YOUR INSTRUCTIONS.
Among the lines of this listing, determine how many contain the string "styles". Answer with the number only.

SOURCE DATA.
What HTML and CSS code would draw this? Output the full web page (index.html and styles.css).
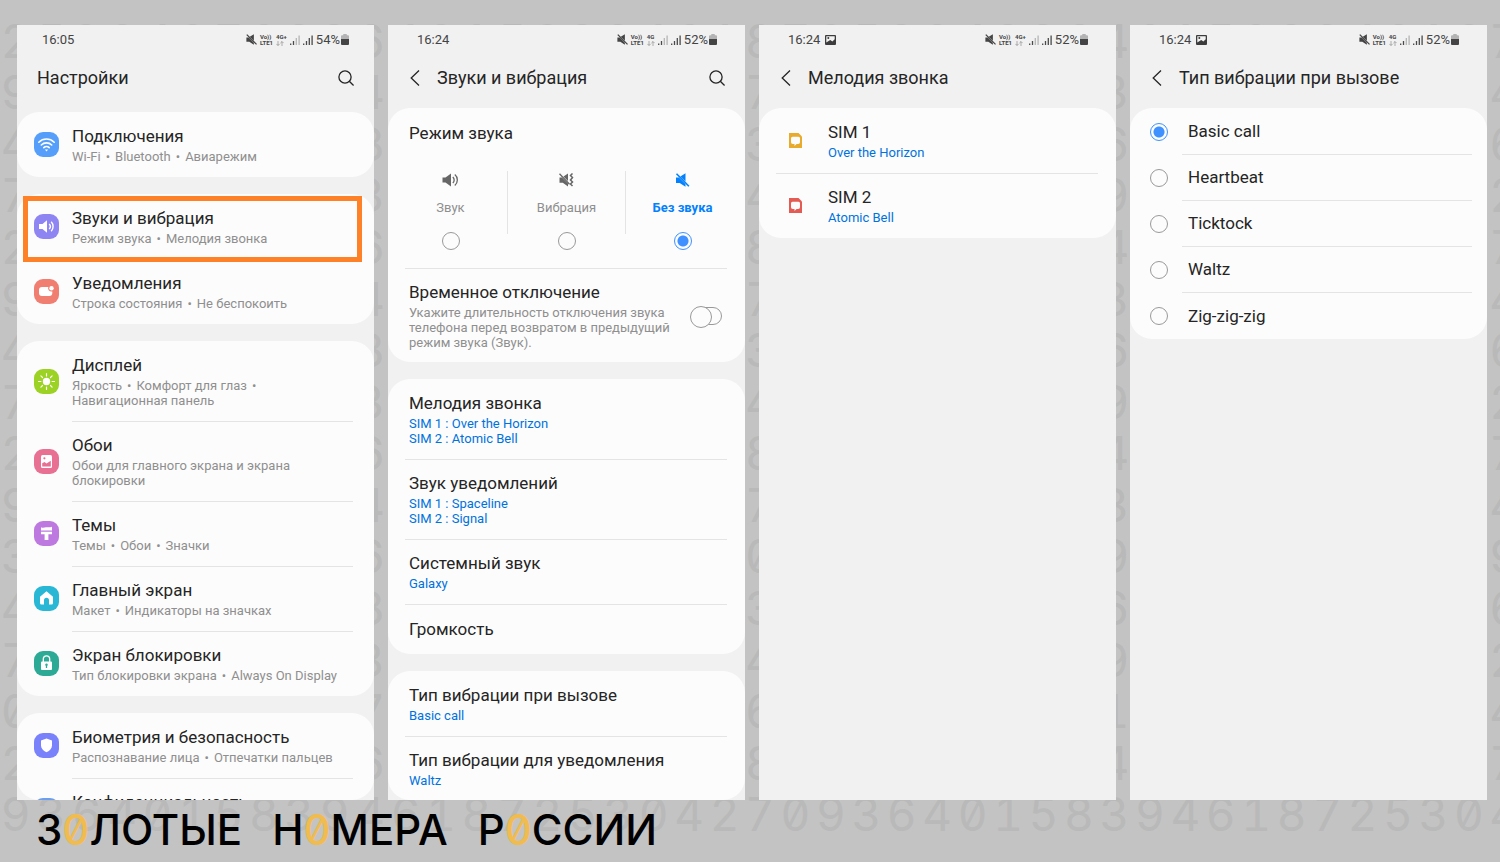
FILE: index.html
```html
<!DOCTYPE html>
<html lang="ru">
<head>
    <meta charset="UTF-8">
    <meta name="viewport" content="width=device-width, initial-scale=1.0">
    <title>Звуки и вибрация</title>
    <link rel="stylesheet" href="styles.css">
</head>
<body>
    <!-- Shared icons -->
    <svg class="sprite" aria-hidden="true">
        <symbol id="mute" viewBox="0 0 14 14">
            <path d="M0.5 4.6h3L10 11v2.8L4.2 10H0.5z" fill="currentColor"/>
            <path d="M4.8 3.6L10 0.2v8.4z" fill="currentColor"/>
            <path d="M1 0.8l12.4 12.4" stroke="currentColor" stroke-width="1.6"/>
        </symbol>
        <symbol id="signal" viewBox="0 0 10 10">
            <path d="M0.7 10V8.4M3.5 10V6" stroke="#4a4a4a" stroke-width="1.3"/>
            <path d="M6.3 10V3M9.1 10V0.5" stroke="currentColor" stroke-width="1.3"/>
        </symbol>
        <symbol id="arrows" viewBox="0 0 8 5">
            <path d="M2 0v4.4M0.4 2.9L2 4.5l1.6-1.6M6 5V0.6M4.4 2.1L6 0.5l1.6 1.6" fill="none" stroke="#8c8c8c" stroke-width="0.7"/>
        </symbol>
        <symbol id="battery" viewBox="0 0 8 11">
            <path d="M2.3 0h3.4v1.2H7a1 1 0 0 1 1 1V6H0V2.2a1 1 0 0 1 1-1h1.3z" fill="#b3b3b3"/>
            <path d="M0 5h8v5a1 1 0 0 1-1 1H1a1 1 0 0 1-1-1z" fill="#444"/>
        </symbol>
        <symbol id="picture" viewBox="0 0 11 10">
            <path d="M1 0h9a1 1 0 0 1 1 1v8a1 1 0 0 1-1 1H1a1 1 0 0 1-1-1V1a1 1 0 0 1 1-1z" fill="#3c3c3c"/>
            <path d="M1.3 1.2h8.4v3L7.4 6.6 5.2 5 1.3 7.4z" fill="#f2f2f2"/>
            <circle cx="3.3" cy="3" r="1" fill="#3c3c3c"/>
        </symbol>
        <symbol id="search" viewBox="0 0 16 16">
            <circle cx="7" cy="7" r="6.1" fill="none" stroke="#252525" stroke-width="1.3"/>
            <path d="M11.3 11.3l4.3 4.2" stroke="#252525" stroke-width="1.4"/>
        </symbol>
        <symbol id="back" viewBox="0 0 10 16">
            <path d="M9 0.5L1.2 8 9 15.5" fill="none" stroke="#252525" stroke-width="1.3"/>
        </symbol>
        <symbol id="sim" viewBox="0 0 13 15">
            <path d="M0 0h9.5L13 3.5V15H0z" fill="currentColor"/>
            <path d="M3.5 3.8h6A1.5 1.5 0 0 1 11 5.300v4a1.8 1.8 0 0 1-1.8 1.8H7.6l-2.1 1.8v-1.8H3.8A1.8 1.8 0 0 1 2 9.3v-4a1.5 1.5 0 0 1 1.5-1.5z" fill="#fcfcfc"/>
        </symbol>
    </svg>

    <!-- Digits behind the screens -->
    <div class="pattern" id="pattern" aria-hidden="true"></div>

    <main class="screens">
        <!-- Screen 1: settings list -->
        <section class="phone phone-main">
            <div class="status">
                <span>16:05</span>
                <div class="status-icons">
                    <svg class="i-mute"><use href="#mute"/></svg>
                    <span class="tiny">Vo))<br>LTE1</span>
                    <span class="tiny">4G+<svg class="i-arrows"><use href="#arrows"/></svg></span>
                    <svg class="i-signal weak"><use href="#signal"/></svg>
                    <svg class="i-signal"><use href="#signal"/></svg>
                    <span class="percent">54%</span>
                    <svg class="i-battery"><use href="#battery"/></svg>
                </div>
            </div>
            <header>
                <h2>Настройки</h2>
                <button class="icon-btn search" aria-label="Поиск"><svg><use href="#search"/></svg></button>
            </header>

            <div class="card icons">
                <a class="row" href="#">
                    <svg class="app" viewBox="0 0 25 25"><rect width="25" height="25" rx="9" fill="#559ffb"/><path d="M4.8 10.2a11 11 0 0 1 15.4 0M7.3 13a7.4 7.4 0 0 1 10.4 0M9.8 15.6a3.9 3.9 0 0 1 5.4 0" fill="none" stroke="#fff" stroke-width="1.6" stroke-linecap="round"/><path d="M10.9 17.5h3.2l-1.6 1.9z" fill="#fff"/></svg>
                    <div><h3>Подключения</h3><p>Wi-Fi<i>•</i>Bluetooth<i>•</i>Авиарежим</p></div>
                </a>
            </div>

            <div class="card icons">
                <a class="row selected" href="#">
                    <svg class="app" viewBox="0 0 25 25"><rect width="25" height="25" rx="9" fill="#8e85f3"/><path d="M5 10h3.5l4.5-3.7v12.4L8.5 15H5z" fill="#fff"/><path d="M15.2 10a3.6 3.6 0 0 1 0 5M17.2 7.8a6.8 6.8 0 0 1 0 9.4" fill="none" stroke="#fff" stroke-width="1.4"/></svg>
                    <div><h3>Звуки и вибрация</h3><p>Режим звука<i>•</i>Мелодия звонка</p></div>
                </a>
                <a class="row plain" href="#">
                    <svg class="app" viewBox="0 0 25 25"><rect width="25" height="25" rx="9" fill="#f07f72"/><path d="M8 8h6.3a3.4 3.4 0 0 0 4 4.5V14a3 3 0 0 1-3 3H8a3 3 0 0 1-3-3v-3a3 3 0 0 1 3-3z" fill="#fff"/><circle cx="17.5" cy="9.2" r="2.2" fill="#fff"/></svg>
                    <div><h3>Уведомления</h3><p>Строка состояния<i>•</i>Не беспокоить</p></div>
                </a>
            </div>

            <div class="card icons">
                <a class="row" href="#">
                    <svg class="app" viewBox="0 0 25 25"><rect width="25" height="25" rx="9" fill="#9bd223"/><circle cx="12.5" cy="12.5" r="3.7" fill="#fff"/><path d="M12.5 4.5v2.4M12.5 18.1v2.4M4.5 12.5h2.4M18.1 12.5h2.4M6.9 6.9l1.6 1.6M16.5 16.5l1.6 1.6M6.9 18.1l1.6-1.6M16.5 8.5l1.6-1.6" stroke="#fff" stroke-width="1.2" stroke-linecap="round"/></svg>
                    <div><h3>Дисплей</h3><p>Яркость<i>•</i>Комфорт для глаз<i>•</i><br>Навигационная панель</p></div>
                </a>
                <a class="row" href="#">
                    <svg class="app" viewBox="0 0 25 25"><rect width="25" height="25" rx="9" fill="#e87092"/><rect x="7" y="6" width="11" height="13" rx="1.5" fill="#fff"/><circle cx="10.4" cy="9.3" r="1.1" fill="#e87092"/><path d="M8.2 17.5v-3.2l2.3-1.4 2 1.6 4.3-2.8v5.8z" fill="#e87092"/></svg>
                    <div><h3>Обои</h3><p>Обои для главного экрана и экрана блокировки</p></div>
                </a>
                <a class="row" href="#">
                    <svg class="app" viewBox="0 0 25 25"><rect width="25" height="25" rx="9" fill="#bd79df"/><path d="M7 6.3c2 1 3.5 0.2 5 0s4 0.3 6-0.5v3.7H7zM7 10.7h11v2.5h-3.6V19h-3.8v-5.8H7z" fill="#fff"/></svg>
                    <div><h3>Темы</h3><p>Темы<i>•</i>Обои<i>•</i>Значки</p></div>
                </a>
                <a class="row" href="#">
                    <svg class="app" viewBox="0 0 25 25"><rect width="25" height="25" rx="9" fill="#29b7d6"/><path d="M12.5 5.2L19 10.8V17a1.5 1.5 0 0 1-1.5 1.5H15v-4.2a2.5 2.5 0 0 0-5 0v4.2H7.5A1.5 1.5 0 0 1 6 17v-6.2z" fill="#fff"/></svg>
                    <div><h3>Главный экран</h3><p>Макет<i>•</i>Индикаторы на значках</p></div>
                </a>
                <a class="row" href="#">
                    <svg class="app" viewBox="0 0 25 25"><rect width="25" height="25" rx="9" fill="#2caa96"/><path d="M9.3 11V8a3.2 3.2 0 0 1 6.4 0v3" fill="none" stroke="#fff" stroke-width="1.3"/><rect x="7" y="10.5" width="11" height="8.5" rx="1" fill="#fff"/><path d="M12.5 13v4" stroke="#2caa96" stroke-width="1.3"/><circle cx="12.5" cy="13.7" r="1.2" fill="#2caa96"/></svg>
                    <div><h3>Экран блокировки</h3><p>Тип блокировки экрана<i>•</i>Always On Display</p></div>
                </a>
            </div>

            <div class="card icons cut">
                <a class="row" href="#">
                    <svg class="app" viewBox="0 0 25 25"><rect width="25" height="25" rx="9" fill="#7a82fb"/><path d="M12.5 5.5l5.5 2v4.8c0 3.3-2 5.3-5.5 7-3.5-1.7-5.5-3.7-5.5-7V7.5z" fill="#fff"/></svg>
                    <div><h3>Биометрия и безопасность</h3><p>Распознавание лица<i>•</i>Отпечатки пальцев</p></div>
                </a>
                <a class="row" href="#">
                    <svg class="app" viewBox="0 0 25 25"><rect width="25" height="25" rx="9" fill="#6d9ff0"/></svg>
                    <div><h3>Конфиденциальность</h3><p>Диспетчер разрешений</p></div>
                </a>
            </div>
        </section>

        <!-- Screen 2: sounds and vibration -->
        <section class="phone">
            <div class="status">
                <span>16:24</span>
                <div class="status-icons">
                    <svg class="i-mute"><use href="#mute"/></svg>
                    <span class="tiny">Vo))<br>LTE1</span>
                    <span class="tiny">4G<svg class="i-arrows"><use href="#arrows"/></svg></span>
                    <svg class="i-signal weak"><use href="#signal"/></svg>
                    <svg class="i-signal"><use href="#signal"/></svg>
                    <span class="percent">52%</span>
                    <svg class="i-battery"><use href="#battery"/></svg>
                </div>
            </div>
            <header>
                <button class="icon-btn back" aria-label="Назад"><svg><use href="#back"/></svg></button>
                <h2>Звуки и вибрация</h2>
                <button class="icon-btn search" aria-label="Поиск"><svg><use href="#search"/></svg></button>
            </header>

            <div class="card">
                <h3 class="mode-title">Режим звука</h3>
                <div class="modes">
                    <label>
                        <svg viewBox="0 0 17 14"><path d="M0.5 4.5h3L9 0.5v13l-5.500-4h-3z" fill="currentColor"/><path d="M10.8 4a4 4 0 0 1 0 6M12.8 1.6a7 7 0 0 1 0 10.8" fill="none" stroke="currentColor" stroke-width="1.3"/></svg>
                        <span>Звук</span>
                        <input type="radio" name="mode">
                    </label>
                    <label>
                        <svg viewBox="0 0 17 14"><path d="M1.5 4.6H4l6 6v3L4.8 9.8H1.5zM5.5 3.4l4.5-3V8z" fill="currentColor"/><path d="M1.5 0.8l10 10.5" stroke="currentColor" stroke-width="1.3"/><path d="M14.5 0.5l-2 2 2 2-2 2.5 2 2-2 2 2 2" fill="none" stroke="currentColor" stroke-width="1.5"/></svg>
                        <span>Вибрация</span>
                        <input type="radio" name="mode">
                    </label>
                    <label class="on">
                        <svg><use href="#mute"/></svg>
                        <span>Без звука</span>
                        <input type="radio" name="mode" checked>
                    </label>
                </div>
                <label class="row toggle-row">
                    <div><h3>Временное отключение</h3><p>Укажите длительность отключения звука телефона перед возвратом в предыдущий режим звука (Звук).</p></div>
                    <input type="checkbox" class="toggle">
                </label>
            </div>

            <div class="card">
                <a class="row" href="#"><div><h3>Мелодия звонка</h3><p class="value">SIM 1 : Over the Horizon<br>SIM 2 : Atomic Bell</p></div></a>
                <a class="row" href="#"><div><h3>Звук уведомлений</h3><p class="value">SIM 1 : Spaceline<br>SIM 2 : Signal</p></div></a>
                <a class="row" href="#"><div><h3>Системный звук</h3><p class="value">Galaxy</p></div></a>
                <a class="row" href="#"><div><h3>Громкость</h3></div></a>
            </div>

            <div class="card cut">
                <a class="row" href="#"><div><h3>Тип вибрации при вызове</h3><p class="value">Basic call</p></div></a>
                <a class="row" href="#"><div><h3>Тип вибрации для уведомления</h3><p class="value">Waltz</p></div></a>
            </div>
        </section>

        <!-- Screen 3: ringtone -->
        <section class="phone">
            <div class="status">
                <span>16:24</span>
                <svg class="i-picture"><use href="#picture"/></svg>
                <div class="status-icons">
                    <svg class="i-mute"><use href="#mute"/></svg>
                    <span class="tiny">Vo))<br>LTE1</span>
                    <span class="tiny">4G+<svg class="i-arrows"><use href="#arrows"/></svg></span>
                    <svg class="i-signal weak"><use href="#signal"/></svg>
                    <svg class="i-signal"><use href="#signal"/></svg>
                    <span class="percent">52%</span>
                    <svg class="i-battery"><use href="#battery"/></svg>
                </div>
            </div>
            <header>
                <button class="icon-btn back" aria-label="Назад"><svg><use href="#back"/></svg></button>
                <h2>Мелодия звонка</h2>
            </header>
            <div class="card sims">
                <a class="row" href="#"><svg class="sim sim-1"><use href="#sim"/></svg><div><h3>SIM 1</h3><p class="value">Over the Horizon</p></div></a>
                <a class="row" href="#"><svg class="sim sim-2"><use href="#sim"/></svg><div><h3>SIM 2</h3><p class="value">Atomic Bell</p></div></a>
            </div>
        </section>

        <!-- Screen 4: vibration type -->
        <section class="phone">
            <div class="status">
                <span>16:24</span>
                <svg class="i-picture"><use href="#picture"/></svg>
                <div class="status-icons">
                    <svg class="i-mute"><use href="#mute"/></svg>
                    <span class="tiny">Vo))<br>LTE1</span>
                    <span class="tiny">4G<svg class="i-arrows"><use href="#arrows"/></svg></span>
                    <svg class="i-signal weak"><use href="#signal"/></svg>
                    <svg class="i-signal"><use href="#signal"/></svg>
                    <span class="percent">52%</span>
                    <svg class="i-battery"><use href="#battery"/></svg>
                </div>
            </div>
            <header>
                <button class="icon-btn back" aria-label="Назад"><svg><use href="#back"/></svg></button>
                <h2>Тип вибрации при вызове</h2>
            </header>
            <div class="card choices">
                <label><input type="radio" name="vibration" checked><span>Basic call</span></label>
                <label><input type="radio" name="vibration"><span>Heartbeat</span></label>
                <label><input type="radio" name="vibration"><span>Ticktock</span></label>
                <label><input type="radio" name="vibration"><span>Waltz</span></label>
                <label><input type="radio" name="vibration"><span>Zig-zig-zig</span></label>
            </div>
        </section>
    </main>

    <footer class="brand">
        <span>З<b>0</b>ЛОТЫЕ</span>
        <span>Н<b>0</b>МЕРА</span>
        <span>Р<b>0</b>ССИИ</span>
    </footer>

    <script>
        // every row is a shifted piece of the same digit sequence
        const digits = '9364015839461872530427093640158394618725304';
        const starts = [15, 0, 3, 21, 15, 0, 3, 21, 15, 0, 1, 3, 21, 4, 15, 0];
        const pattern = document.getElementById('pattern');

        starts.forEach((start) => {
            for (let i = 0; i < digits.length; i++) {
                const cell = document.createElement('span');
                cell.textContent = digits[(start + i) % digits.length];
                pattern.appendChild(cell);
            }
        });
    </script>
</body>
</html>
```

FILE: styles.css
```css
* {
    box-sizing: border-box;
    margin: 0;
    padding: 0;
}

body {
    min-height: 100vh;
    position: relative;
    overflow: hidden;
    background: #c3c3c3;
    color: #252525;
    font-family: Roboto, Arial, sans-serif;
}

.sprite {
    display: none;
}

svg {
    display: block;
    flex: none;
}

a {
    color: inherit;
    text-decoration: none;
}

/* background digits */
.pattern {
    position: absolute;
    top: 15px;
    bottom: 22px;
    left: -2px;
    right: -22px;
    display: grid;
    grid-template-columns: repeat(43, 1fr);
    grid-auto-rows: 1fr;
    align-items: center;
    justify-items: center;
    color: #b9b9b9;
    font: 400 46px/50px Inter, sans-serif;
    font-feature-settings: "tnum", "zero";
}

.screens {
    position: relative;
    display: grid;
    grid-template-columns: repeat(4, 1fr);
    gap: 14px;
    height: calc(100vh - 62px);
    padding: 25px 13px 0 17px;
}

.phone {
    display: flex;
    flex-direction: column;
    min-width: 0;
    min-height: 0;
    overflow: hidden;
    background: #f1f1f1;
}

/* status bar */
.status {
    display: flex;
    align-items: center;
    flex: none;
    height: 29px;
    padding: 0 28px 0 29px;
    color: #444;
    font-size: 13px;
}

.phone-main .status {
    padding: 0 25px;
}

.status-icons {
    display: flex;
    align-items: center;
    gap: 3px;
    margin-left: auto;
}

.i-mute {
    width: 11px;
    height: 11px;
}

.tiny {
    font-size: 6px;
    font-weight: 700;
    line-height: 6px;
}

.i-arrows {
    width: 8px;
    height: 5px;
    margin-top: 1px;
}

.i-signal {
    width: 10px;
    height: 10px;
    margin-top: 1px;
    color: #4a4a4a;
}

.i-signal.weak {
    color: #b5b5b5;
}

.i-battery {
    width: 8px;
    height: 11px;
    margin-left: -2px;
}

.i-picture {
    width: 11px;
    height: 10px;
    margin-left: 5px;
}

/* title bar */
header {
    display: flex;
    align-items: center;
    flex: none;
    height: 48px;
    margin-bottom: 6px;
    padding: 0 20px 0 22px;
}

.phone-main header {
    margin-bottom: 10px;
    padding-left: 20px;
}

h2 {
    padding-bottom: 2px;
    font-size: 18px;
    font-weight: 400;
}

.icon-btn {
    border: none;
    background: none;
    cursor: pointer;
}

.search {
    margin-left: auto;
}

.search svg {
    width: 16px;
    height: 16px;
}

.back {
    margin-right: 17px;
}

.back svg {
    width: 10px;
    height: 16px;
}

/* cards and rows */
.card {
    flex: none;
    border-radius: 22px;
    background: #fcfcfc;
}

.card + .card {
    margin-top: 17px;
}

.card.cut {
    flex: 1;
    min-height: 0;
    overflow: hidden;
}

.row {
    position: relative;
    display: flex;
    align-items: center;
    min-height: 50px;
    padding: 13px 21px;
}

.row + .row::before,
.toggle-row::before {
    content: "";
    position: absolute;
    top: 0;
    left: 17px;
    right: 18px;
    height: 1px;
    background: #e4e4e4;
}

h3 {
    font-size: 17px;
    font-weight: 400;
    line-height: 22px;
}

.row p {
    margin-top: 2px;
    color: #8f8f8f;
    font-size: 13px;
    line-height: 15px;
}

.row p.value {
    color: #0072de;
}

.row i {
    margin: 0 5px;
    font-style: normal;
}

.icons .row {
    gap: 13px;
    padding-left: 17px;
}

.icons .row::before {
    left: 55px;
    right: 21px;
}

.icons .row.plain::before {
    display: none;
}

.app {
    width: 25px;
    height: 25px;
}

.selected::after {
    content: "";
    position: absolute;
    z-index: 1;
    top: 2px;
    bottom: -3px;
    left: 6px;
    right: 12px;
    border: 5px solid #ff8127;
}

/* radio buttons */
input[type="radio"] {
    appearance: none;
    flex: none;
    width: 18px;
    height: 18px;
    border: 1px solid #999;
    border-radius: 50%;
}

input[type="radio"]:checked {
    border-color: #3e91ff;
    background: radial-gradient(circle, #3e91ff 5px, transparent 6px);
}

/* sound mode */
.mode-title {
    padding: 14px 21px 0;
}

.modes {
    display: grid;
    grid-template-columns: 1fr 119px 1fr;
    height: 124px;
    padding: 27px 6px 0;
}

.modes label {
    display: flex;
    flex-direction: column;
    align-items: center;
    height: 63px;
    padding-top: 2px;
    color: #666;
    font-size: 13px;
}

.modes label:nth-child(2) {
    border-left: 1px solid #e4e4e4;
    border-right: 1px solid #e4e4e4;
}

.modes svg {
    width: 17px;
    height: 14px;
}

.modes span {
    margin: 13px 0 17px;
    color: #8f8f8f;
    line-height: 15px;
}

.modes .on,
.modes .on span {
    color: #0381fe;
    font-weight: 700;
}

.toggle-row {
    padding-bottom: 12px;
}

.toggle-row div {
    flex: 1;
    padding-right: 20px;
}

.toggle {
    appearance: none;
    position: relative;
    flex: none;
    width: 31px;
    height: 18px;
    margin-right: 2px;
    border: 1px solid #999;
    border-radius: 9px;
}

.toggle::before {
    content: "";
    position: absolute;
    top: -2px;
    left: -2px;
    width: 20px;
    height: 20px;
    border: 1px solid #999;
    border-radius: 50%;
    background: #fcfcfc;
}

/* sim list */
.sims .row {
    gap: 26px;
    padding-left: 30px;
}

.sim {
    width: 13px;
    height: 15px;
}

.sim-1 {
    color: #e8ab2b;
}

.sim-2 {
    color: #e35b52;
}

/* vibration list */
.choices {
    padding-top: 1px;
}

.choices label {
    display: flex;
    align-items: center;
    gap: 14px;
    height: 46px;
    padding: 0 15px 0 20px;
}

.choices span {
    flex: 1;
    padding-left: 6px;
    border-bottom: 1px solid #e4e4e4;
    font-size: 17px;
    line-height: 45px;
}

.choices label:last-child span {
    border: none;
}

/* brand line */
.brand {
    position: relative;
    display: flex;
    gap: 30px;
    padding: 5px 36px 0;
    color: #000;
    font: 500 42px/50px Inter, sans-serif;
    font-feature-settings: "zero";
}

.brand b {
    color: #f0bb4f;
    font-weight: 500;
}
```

FULL ANSWER.
3